Tuesday, December 13, 2011
Does capital allowance apply to the whole cost of the et?
Your machine will qualify for 20% WDA (written down allowance) every tax year on a reducing balance basis. It may also qualify for AIA (Annual Investment Allowance) and FYA (First Year Allowance) if you so elect. You can't deduct the whole cost of the machine (I'll tell you another thing at the end), but the WDA will keep reducing the cost by 20% each tax year (hence your available allowance for that tax year for that capital item) until its disposal (when you then get a balancing charge or refund depending on whether you sold it for more or less than the carried forward value) ... or depending on whether you "'de-pool''' the item, when the c/f value becomes too small (< or = 1000 pounds) you can just write it off and this amount will be available as allowance for that item.

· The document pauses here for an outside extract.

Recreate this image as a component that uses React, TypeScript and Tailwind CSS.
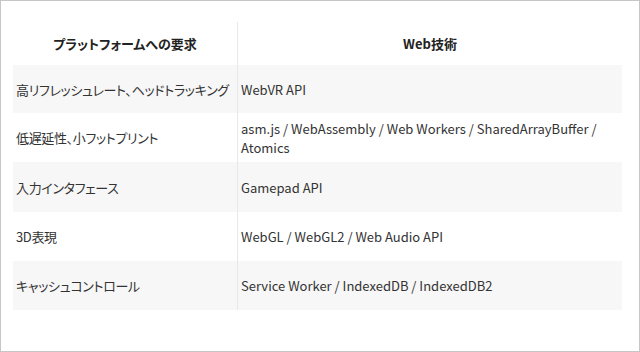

Note that you're in business, so we're talking about Trading Profits. Your 'normal' business accounts profits (Accounting Profits i.e. per your company accountant) will be adjusted for tax purposes (adding back depreciation etc), and after this, your capital allowances calculated for the year will be deducted to give the final value for Taxable Profits (relevant for tax purposes) ... this is the figure that will appear on your income Tax computation along with other income. So you can't even talk like ...""..deduct the whole cost of the machine from taxable profits.."' ... this is because at this stage (IT computation), the CA's will have already been dealt with. Brief, Taxable profits (unlike Accounting Profits) are for tax purposes, and have already considered CA's.